Et quelques passages pour donner un aperçu (Si je pouvais, je recopierais bien plus que ça..) :

 

Maggie n’en comprenait pas toujours le détail et se demandait pourquoi les rédacteurs tenaient à donner la meilleure place du journal à toute cette triste et banale misère quotidienne. Elle hésita entre plusieurs réponses : la violence de proximité est ce qui intéresse le plus le lecteur qui adore s’indigner ou se faire peur. Ou bien : le lecteur aime à penser que sa ville n’est pas l’antre de l’ennui et qu’il s’y passe autant de choses qu’ailleurs.
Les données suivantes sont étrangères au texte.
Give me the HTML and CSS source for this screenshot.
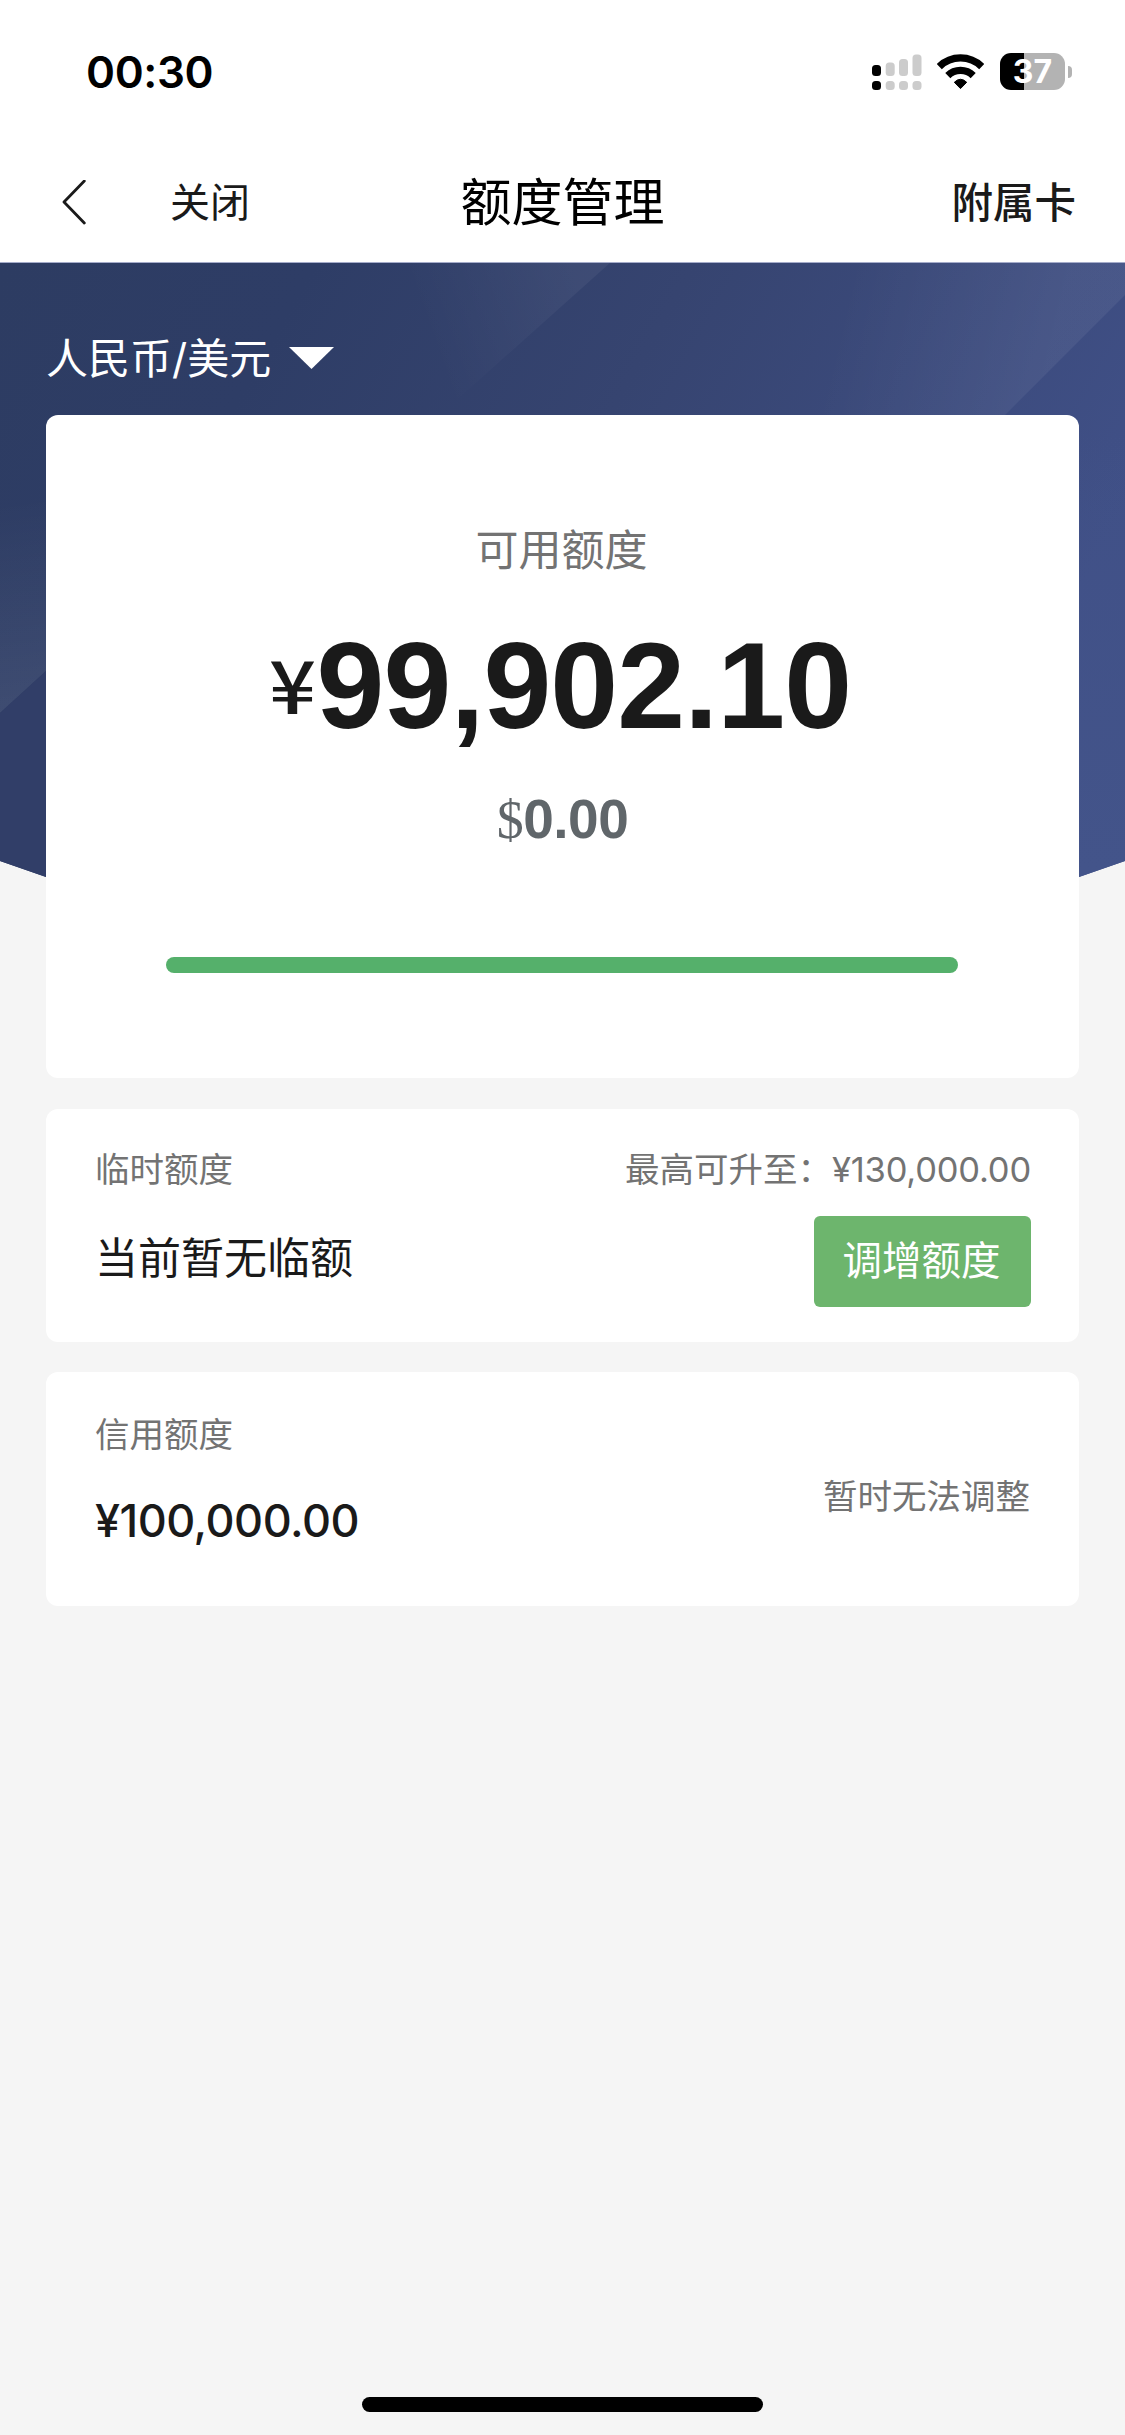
FILE: index.html
```html
<!DOCTYPE html>
<html lang="zh-CN">
<head>
<meta charset="utf-8">
<title>额度管理</title>
<link rel="stylesheet" href="styles.css">
</head>
<body>
<header class="top">
  <div class="status">
    <span class="clock">00:30</span>
    <div class="status-icons">
      <svg class="signal" width="50" height="36" viewBox="0 0 50 36">
        <g fill="#000"><rect x="0" y="11" width="9" height="11" rx="3.5"/><rect x="0" y="27" width="9" height="9" rx="3.5"/></g>
        <g fill="#ccc"><rect x="13.7" y="8.5" width="9" height="13.5" rx="3.5"/><rect x="13.7" y="27" width="9" height="9" rx="3.5"/><rect x="27" y="5" width="9" height="17" rx="3.5"/><rect x="27" y="27" width="9" height="9" rx="3.5"/><rect x="40.5" y="0.5" width="9" height="21.5" rx="3.5"/><rect x="40.5" y="27" width="9" height="9" rx="3.5"/></g>
      </svg>
      <svg class="wifi" width="47" height="35" viewBox="0 0 47 35">
        <g fill="none" stroke="#000" stroke-width="7.2"><path d="M2.3 12.6A30.2 30.2 0 0 1 44.7 12.6"/><path d="M10.8 21.6A18 18 0 0 1 36.2 21.6"/></g>
        <path d="M23.5 34.6L17.3 28.3Q23.5 22.2 29.7 28.3Z" fill="#000" stroke="#000" stroke-width="1" stroke-linejoin="round"/>
      </svg>
      <div class="battery"><span class="battery-body">37</span><span class="battery-cap"></span></div>
    </div>
  </div>
  <nav class="nav">
    <div class="nav-left">
      <svg width="24" height="46" viewBox="0 0 24 46"><path d="M22.3 1L2 22L22.3 43" fill="none" stroke="#1a1a1a" stroke-width="2.8" stroke-linecap="round" stroke-linejoin="round"/></svg>
      <span class="close">关闭</span>
    </div>
    <h1 class="title">额度管理</h1>
    <span class="extra">附属卡</span>
  </nav>
</header>
<main class="content">
  <svg class="backdrop" width="1125" height="640" viewBox="0 0 1125 640">
    <defs>
      <linearGradient id="base" x1="0" y1="0" x2="1" y2=".35"><stop offset="0" stop-color="#2d3c62"/><stop offset=".25" stop-color="#2e3d66"/><stop offset=".55" stop-color="#364470"/><stop offset="1" stop-color="#405087"/></linearGradient>
      <linearGradient id="b1" gradientUnits="userSpaceOnUse" x1="400" y1="0" x2="555" y2="-55"><stop offset="0" stop-color="#fff" stop-opacity="0"/><stop offset="1" stop-color="#fff" stop-opacity=".05"/></linearGradient>
      <linearGradient id="b2" gradientUnits="userSpaceOnUse" x1="850" y1="0" x2="1060" y2="50"><stop offset="0" stop-color="#fff" stop-opacity="0"/><stop offset="1" stop-color="#fff" stop-opacity=".06"/></linearGradient>
      <linearGradient id="b3" gradientUnits="userSpaceOnUse" x1="0" y1="240" x2="30" y2="445"><stop offset="0" stop-color="#fff" stop-opacity="0"/><stop offset="1" stop-color="#fff" stop-opacity=".08"/></linearGradient>
      <linearGradient id="b4" gradientUnits="userSpaceOnUse" x1="0" y1="170" x2="0" y2="610"><stop offset="0" stop-color="#43548a" stop-opacity="0"/><stop offset="1" stop-color="#43548a"/></linearGradient>
    </defs>
    <path d="M0 0H1125V599L1079 615L562 700L46 615L0 599Z" fill="url(#base)"/>
    <path d="M390 0H611L440 153H300Z" fill="url(#b1)"/>
    <path d="M850 0H1125V33L1005 153H780Z" fill="url(#b2)"/>
    <path d="M0 200H46V409L0 451Z" fill="url(#b3)"/>
    <path d="M1079 170H1125V599L1079 615Z" fill="url(#b4)"/>
    <path d="M0 451L46 409V615L0 599Z" fill="#313e68"/>
    <path d="M0 .5H1125" stroke="#a5acca"/>
  </svg>
  <div class="currency">人民币/美元<svg width="45" height="22" viewBox="0 0 45 22"><path d="M0 0H45L22.5 22Z" fill="#fff"/></svg></div>
  <section class="card summary">
    <div class="label">可用额度</div>
    <div class="amount"><span class="yen">¥</span><span>99,902.10</span></div>
    <div class="usd"><span class="dollar">$</span>0.00</div>
    <div class="meter"></div>
  </section>
  <section class="card temp">
    <div class="row"><span class="hint">临时额度</span><span class="hint">最高可升至：<span class="number">¥130,000.00</span></span></div>
    <div class="row temp-row"><span class="none">当前暂无临额</span><button class="raise">调增额度</button></div>
  </section>
  <section class="card credit">
    <div><div class="hint">信用额度</div><div class="limit">¥100,000.00</div></div>
    <span class="hint">暂时无法调整</span>
  </section>
</main>
<footer class="home"><span></span></footer>
</body>
</html>
```
FILE: styles.css
```css
* { box-sizing: border-box; }
body {
  margin: 0;
  width: 1125px;
  height: 2435px;
  display: flex;
  flex-direction: column;
  background: #f5f5f5;
  color: #1a1a1a;
  font-family: Inter, "Noto Sans CJK SC", sans-serif;
}
.top { height: 262px; background: #fff; flex: none; }
.status {
  height: 143px;
  padding: 0 53px 0 86px;
  display: flex;
  justify-content: space-between;
  align-items: center;
}
.clock { font-size: 44px; font-weight: 600; color: #000; line-height: 60px; letter-spacing: -.4px; }
.status-icons { display: flex; align-items: center; }
.wifi { margin: 0 16px 0 15px; }
.battery { display: flex; align-items: center; gap: 3px; }
.battery-body {
  width: 65px;
  height: 37px;
  border-radius: 11px;
  background: linear-gradient(90deg, #000 24px, #b3b3b3 24px);
  color: #fff;
  font-size: 32px;
  font-weight: 700;
  line-height: 37px;
  text-align: center;
}
.battery-cap { width: 4px; height: 12px; border-radius: 0 6px 6px 0; background: #b3b3b3; }
.nav {
  height: 119px;
  padding: 0 49px 0 62px;
  display: grid;
  grid-template-columns: 1fr auto 1fr;
  align-items: center;
  line-height: 60px;
}
.nav-left { display: flex; align-items: center; gap: 84px; }
.close { font-size: 40px; font-weight: 400; }
.title { margin: 0 0 0 -13px; font-size: 51px; font-weight: 400; color: #000; }
.extra { font-size: 41.5px; font-weight: 500; text-align: right; }
.content { position: relative; padding: 0 46px; display: flex; flex-direction: column; flex: 1; }
.backdrop { position: absolute; left: 0; top: 0; }
.currency {
  position: relative;
  height: 153px;
  padding: 66px 0 0;
  display: flex;
  align-items: flex-start;
  gap: 18px;
  color: #fff;
  font-size: 42px;
  line-height: 62px;
}
.currency svg { margin-top: 19px; }
.card { position: relative; background: #fff; border-radius: 12px; }
.summary {
  height: 663px;
  padding-top: 105px;
  display: flex;
  flex-direction: column;
  align-items: center;
}
.label { margin-left: -2px; font-size: 43px; line-height: 60px; color: #737373; }
.amount {
  margin: 36px 2px 0 0;
  font: 700 122px/140px "Liberation Sans", sans-serif;
  letter-spacing: -.9px;
  display: flex;
  align-items: flex-start;
}
.yen {
  margin-top: 16px;
  font: 500 73px/100px "Noto Sans CJK SC", sans-serif;
  letter-spacing: 3px;
  transform: scaleX(1.13);
}
.usd {
  margin-top: 31px;
  font: 700 55px/64px "Liberation Sans", sans-serif;
  letter-spacing: -.5px;
  color: #60666a;
  display: flex;
  align-items: baseline;
}
.dollar { font: 400 54px/64px "Liberation Serif", serif; }
.meter { width: 792px; height: 16px; margin: 105px 1px 0 0; border-radius: 8px; background: #55b06b; }
.hint { font-size: 34.5px; line-height: 50px; color: #737373; }
.number { letter-spacing: -.2px; }
.row { display: flex; justify-content: space-between; }
.temp { height: 233px; margin-top: 31px; padding: 36px 48px 0 49px; }
.temp-row { margin-top: 21px; }
.none { font-size: 43px; line-height: 84px; }
.raise {
  width: 217px;
  height: 91px;
  padding: 0 2px 1px 0;
  border: 0;
  border-radius: 6px;
  background: #6db56d;
  color: #fff;
  font: 400 39.5px/60px Inter, "Noto Sans CJK SC", sans-serif;
}
.credit {
  height: 234px;
  margin-top: 30px;
  padding: 38px 49px 0 49px;
  display: flex;
  justify-content: space-between;
}
.credit > .hint { margin-top: 62px; }
.limit { margin-top: 31px; font-size: 45px; font-weight: 500; line-height: 60px; letter-spacing: -.5px; }
.home { height: 38px; display: flex; justify-content: center; }
.home span { width: 401px; height: 15px; border-radius: 8px; background: #000; }
```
Ou encore : l’homme rural constate un peu plus chaque jour qu’il subit les inconvénients d’une métropole sans profiter de ses avantages. Il y avait une dernière hypothèse, la plus triste, l’éternel poncif : rien n’est plus passionnant que le malheur des autres.

 

Warren, du haut de ses quatorze ans, avait retenu la leçon de ses aînés. A la proposition d’Archimède « Donnez-moi un point fixe et un levier et je soulève le monde », il préférait la variante mise au point par ses ancêtres, « Donnez-moi du bakchich et un colt, et je règne sur l’humanité ».

 

Les coudes posés de part et d’autre de sa Brother 900, le menton sur ses doigts croisés, Fred s’interrogeait sur les mystères du point-virgule. Le point, il savait, la virgule, il savait, mais le point-virgule ? Comment une phrase pouvait-elle à la fois se terminer et se poursuivre ? Quelque chose bloquait mentalement, la représentation d’une fin continue, ou d’une continuité qui s’interrompt, ou l’inverse, ou quelque chose entre les deux, allez savoir.

 

Al Capone disait toujours : « On obtient plus de choses en étant poli et armé qu’en étant simplement poli. » Cette simple phrase explique pour moi la persistance d’un phénomène comme la mafia à travers les siècles.

 

– Trois mois qu’il s’enferme dans sa putain de véranda, dit-il, tout son vocabulaire doit y passer plusieurs fois par jour.
– Dis que ton père est un analphabète…
– Mon père est un Américain de base, tu as oublié ce que c’était. Un type qui parle pour se faire comprendre, pas pour faire des phrases. Un homme qui n’a pas besoin de dire vous quand il sait dire tu. Un type qui est, qui a, qui dit et qui fait, il n’a pas besoin d’autres verbes. Un type qui ne dîne pas, ne déjeune ni ne soupe jamais : il mange. Pour lui, le passé est ce qui est arrivé avant le présent, et le futur ce qui arrivera après, à quoi bon compliquer ? As-tu déjà listé le nombre de choses que ton père est capable d’exprimer rien qu’avec le mot « fuck » ?
– Pas de cochonneries s’il te plaît.
– C’est bien autre chose que des cochonneries. « Fuck » dans sa bouche peut vouloir dire : « Mon Dieu, quelle panade me suis-fourré ! », ou encore « Ce gars-là va le payer un jour », mais aussi « J’adore ce film ». Pourquoi un type comme lui aurait-il besoin d’écrire ?

 

Dans les films, si on aime que la force soit mise au service du juste, c’est parce qu’on aime la force, pas le juste. Pourquoi préfère-t-on les histoires de vengeance aux histoires de pardon ? Parce que les hommes ont une passion pour le châtiment. Voir le juste frapper, et frapper fort est un spectacle dont on ne se lassera jamais et qui ne crée aucune culpabilité.